Right! I can see how that’s a blessing too. Rather than being pigeonholed as just always a certain tempo or feeling, you kind of go where it takes you more or less?

nosajthing: Exactly!

So when creating a track, what do you usually gravitate towards first? Is it a sample that catches your ear, do you start by making drums, is it jamming?

nosajthing: Its always different. I’m usually inspired by a sound first. It can be a snare, synth, or bass, and if it fits what I’m feeling then I’ll keep moving with it. It’s the best part of the process, I have way too many demos that will never see the light of day! When I’m in production mode I like to create a template so there is no time wasted. I’ll make a few different sound palettes and then use them in a few different ways. You can loose momentum if you’re looking for the right snare for 5 minutes.

How much time would you say you spend on creating and arranging a track vs. mixing and making it all sound and blend right?

nosajthing: Creating the idea is easy, I would say in around 10-20 minutes all the parts are there. It’s the mixing and arranging that can take weeks. I’m still trying to figure that out. It’s like solving an equation and it never gets easier!

Do you have a home studio or do you usually go to a studio for this?

nosajthing: For my solo projects I work at home.

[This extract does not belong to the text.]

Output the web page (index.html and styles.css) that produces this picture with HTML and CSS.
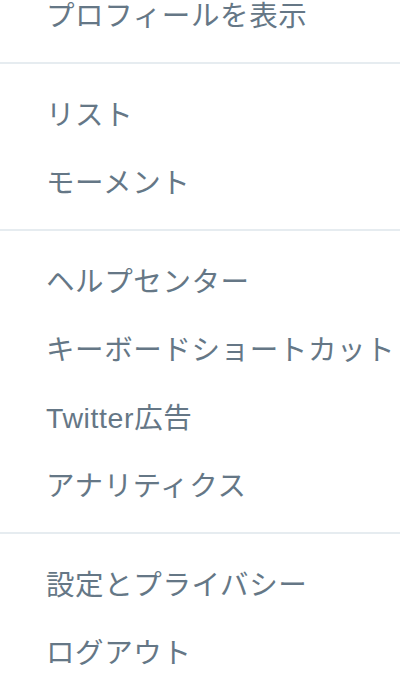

I’ve tried to set up my home studio so I’ll never leave. I always try to improve the workflow by moving things around and adding new gear.

Have there been any recent additions to your studio (hardware, software, or plugins) that have made a big impact on the way you have been approaching your music?

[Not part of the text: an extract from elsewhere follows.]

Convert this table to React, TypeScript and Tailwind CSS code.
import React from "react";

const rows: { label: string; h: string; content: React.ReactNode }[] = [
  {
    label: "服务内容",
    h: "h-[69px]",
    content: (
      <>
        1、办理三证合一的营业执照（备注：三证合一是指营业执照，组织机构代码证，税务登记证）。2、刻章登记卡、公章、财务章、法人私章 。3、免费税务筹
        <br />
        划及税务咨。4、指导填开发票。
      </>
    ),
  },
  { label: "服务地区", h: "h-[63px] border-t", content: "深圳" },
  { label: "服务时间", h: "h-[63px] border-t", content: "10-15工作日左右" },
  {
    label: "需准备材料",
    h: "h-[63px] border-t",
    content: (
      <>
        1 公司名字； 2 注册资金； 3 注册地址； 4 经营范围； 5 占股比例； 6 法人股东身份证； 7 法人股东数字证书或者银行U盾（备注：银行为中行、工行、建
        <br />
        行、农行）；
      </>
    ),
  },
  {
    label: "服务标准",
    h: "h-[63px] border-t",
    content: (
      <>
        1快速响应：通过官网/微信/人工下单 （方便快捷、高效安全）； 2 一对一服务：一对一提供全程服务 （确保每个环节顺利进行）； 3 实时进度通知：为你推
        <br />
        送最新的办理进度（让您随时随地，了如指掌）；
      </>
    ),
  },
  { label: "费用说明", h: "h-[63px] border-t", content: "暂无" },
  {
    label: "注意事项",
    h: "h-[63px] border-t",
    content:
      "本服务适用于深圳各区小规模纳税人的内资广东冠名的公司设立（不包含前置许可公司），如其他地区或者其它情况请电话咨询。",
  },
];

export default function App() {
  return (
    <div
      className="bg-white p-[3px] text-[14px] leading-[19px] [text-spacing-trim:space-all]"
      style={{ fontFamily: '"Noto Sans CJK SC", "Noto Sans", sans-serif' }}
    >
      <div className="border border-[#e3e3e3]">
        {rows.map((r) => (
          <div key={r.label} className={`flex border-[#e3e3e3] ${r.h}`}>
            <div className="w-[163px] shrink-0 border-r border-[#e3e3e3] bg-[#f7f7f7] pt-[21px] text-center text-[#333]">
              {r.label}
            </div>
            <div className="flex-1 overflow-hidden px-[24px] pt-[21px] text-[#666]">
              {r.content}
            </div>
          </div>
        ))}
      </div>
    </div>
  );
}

nosajthing: Yeah definitely! I’ve been back into vintage gear with the Prophet 5 and the Moog Rouge. You can’t reproduce that sort of stuff with plugins. There’s dirt and grit and they sound alive.

Would you say there is a piece of hardware that you absolutely couldn’t live without?

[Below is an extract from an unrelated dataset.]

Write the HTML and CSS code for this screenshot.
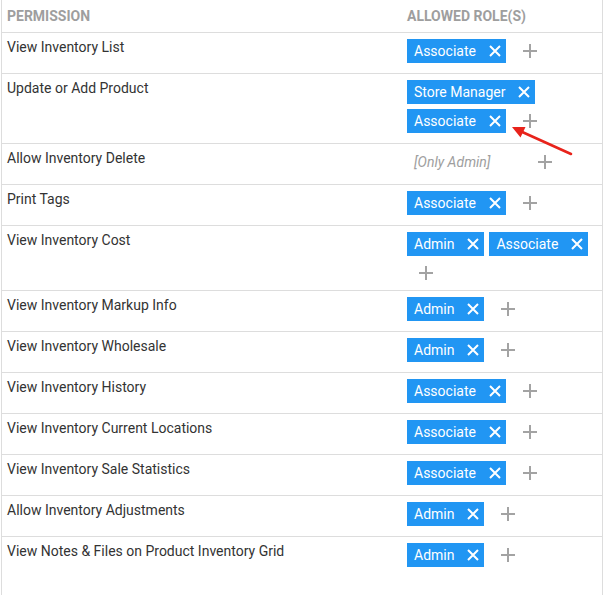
FILE: index.html
```html
<!DOCTYPE html>
<html>
<head>
<meta charset="utf-8">
<link rel="stylesheet" href="styles.css">
</head>
<body>
<div class="table">
  <div class="row head">
    <div class="cell-name">Permission</div>
    <div class="cell-roles-head">Allowed Role(s)</div>
  </div>

  <div class="row">
    <div class="cell-name">View Inventory List</div>
    <div class="cell-roles">
      <span class="chip">Associate<svg class="x" viewBox="0 0 12 12"><path d="M1 1L11 11M11 1L1 11"/></svg></span>
      <span class="add"><svg viewBox="0 0 14 14"><path d="M7 0V14M0 7H14"/></svg></span>
    </div>
  </div>

  <div class="row">
    <div class="cell-name">Update or Add Product</div>
    <div class="cell-roles">
      <span class="chip">Store Manager<svg class="x" viewBox="0 0 12 12"><path d="M1 1L11 11M11 1L1 11"/></svg></span>
      <span class="chip">Associate<svg class="x" viewBox="0 0 12 12"><path d="M1 1L11 11M11 1L1 11"/></svg></span>
      <span class="add"><svg viewBox="0 0 14 14"><path d="M7 0V14M0 7H14"/></svg></span>
    </div>
  </div>

  <div class="row">
    <div class="cell-name">Allow Inventory Delete</div>
    <div class="cell-roles">
      <span class="only">[Only Admin]</span>
      <span class="add"><svg viewBox="0 0 14 14"><path d="M7 0V14M0 7H14"/></svg></span>
    </div>
  </div>

  <div class="row">
    <div class="cell-name">Print Tags</div>
    <div class="cell-roles">
      <span class="chip">Associate<svg class="x" viewBox="0 0 12 12"><path d="M1 1L11 11M11 1L1 11"/></svg></span>
      <span class="add"><svg viewBox="0 0 14 14"><path d="M7 0V14M0 7H14"/></svg></span>
    </div>
  </div>

  <div class="row">
    <div class="cell-name">View Inventory Cost</div>
    <div class="cell-roles">
      <span class="chip">Admin<svg class="x" viewBox="0 0 12 12"><path d="M1 1L11 11M11 1L1 11"/></svg></span>
      <span class="chip">Associate<svg class="x" viewBox="0 0 12 12"><path d="M1 1L11 11M11 1L1 11"/></svg></span>
      <span class="add"><svg viewBox="0 0 14 14"><path d="M7 0V14M0 7H14"/></svg></span>
    </div>
  </div>

  <div class="row">
    <div class="cell-name">View Inventory Markup Info</div>
    <div class="cell-roles">
      <span class="chip">Admin<svg class="x" viewBox="0 0 12 12"><path d="M1 1L11 11M11 1L1 11"/></svg></span>
      <span class="add"><svg viewBox="0 0 14 14"><path d="M7 0V14M0 7H14"/></svg></span>
    </div>
  </div>

  <div class="row">
    <div class="cell-name">View Inventory Wholesale</div>
    <div class="cell-roles">
      <span class="chip">Admin<svg class="x" viewBox="0 0 12 12"><path d="M1 1L11 11M11 1L1 11"/></svg></span>
      <span class="add"><svg viewBox="0 0 14 14"><path d="M7 0V14M0 7H14"/></svg></span>
    </div>
  </div>

  <div class="row">
    <div class="cell-name">View Inventory History</div>
    <div class="cell-roles">
      <span class="chip">Associate<svg class="x" viewBox="0 0 12 12"><path d="M1 1L11 11M11 1L1 11"/></svg></span>
      <span class="add"><svg viewBox="0 0 14 14"><path d="M7 0V14M0 7H14"/></svg></span>
    </div>
  </div>

  <div class="row">
    <div class="cell-name">View Inventory Current Locations</div>
    <div class="cell-roles">
      <span class="chip">Associate<svg class="x" viewBox="0 0 12 12"><path d="M1 1L11 11M11 1L1 11"/></svg></span>
      <span class="add"><svg viewBox="0 0 14 14"><path d="M7 0V14M0 7H14"/></svg></span>
    </div>
  </div>

  <div class="row">
    <div class="cell-name">View Inventory Sale Statistics</div>
    <div class="cell-roles">
      <span class="chip">Associate<svg class="x" viewBox="0 0 12 12"><path d="M1 1L11 11M11 1L1 11"/></svg></span>
      <span class="add"><svg viewBox="0 0 14 14"><path d="M7 0V14M0 7H14"/></svg></span>
    </div>
  </div>

  <div class="row">
    <div class="cell-name">Allow Inventory Adjustments</div>
    <div class="cell-roles">
      <span class="chip">Admin<svg class="x" viewBox="0 0 12 12"><path d="M1 1L11 11M11 1L1 11"/></svg></span>
      <span class="add"><svg viewBox="0 0 14 14"><path d="M7 0V14M0 7H14"/></svg></span>
    </div>
  </div>

  <div class="row last">
    <div class="cell-name">View Notes &amp; Files on Product Inventory Grid</div>
    <div class="cell-roles">
      <span class="chip">Admin<svg class="x" viewBox="0 0 12 12"><path d="M1 1L11 11M11 1L1 11"/></svg></span>
      <span class="add"><svg viewBox="0 0 14 14"><path d="M7 0V14M0 7H14"/></svg></span>
    </div>
  </div>
</div>

<svg class="arrow" width="604" height="595" viewBox="0 0 604 595">
  <line x1="571" y1="154" x2="520" y2="131" stroke="#e8231b" stroke-width="2.6" stroke-linecap="round"/>
  <polygon points="512,127 525.5,127 520.5,137.5" fill="#e8231b"/>
</svg>
</body>
</html>
```

FILE: styles.css
```css
html, body {
  margin: 0;
  padding: 0;
  background: #ffffff;
}

body {
  position: relative;
  width: 604px;
  height: 595px;
  overflow: hidden;
  font-family: Roboto, "Liberation Sans", sans-serif;
  font-size: 14px;
  color: #333333;
}

.table {
  margin-left: 1px;
  width: 600px;
  min-height: 595px;
  border-left: 1px solid #dddddd;
  border-right: 1px solid #dddddd;
}

.row {
  display: grid;
  grid-template-columns: 398px 1fr;
  border-bottom: 1px solid #dddddd;
}

.row.last {
  border-bottom: none;
}

.cell-name {
  padding: 6px 5px 5px 5px;
  line-height: 17px;
}

.head .cell-name,
.cell-roles-head {
  padding: 8px 5px 8px 5px;
  line-height: 16px;
  font-size: 14px;
  font-weight: 700;
  color: #9e9e9e;
  text-transform: uppercase;
}

.cell-roles-head {
  padding-left: 7px;
}

.cell-roles {
  display: flex;
  flex-wrap: wrap;
  align-items: flex-start;
  padding: 6px 0 5px 7px;
}

.chip {
  display: inline-flex;
  align-items: center;
  height: 24px;
  padding: 0 5px 0 7px;
  margin: 0 5px 5px 0;
  background: #2196f3;
  color: #ffffff;
  font-size: 14px;
  line-height: 24px;
  white-space: nowrap;
}

.chip .x {
  width: 12px;
  height: 12px;
  margin-left: 13px;
  fill: none;
  stroke: #ffffff;
  stroke-width: 2;
}

.only {
  display: inline-block;
  height: 24px;
  line-height: 24px;
  padding: 0 31px 0 7px;
  margin: 0 5px 5px 0;
  font-style: italic;
  color: #9e9e9e;
}

.add {
  display: inline-flex;
  align-items: center;
  justify-content: center;
  width: 24px;
  height: 24px;
  margin-left: 7px;
}

.add svg {
  width: 14px;
  height: 14px;
  fill: none;
  stroke: #a3a3a3;
  stroke-width: 2;
}

.arrow {
  position: absolute;
  left: 0;
  top: 0;
  pointer-events: none;
}
```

nosajthing: You know… it’s probably Ableton Push. It just really helps my workflow and the way it makes the software into something physical is really great. I’m hyped on how that’s going to evolve.

So what is your live set up going to be for the Parallels tour? I know you’ve always had some pretty gnarly visuals, is there something you have planned in that department?

nosajthing: I keep my gear set up pretty simple – Laptop, Maschine Mikro, iPad with Lemur. I’m not trying to loose anything anymore or break my back, we got touch screen MIDI it’s 2017! For the visuals, my collaboration show with Daito Manabe is constantly evolving. There are a lot of variables to that show and we can only do it if it makes sense. I’m building a new show for upcoming tour and experimenting with light and space. I’m interesting in using the entire space of the venue instead of having the audience just look at the stage. I’m just on stage with some gear working the tunes, I’m not singing or playing any traditional instruments so I still feel uncomfortable with being watched while doing that. That’s why I started doing visuals in the first place!

Speaking on mediums other than music, is there something that isn’t music that really inspires you? For some people it’s food, for some people it’s sports, is there something like that for you?

nosajthing: I’ve been better about being social these days, and meeting new people inspires me – conversations, and also just people watching; how someone walks, mannerisms, things like that.

Interesting, that’s a new one! Do you try to directly translate it into music or is it something that just gets you going?

nosajthing: I mean that’s a vibe you know?

Absolutely! Along with the new album, I also wanted to ask you a bit about your new record label Timetable. What’s your vision with it?

nosajthing: Timetable is a label with my favourite artists and musicians that isn’t limited to just music. Music is the base but it’s film, product, experience. Most of the artists on Timetable do multiple things and I feel that a lot of us are these days. We have a nice wave coming this year and everything is going to be available directly on our website this summer. It’s been a long time in the making.

In the era of the internet and a pretty strong DIY culture, how important are record labels in your eyes?

nosajthing: For me, it’s important if there is a shared vision. It’s really difficult to do anything yourself. I’m thinking Wu Tang, X Men, that sort of thing. Everyone on Timetable has their own sound but we still roll together.

Especially coming from someone like yourself who has such a unique sound and presence, do you have any advice for a new artist who is trying to make a name for themselves?

nosajthing: Focus on your sound, experiment. Send it to the right people – people who inspire you. Also, when you send demos make sure you’re name is on the file! I know it sounds simple but I have so many tracks with just the song title, no way I can find who it is! Pretty crazy but it’s important to focus on visuals and artwork too. We listen to music through a screen now so just give that a little attention as well.

*Bonus Round* One thing that I want to ask before we go – if you could get four artists to work together on a track or EP, dead or alive, who would you choose?

nosajthing: Damn! That’s way too hard man, especially with dead or alive, so I’ll just go with alive. Kendrick… Kid Cudi… Steve Spacek… Dam Funk… and fuck it, Wu Tang! [Laughs]

Wooo! [Laughs] Alright well thanks for the chat man! I don’t know if you’ve got Montreal in your sites for the tour, but if you do I’m stoked to see and hear the new album in a live setting. Other than that, best of luck with everything, I’m looking forward to what you’ve got on the way!

nosajthing: Ahhhh thank you so much, I love Montreal. Appreciate you man, peace!

“Parallels” releases September 8, 2017 on Innovative Leisure.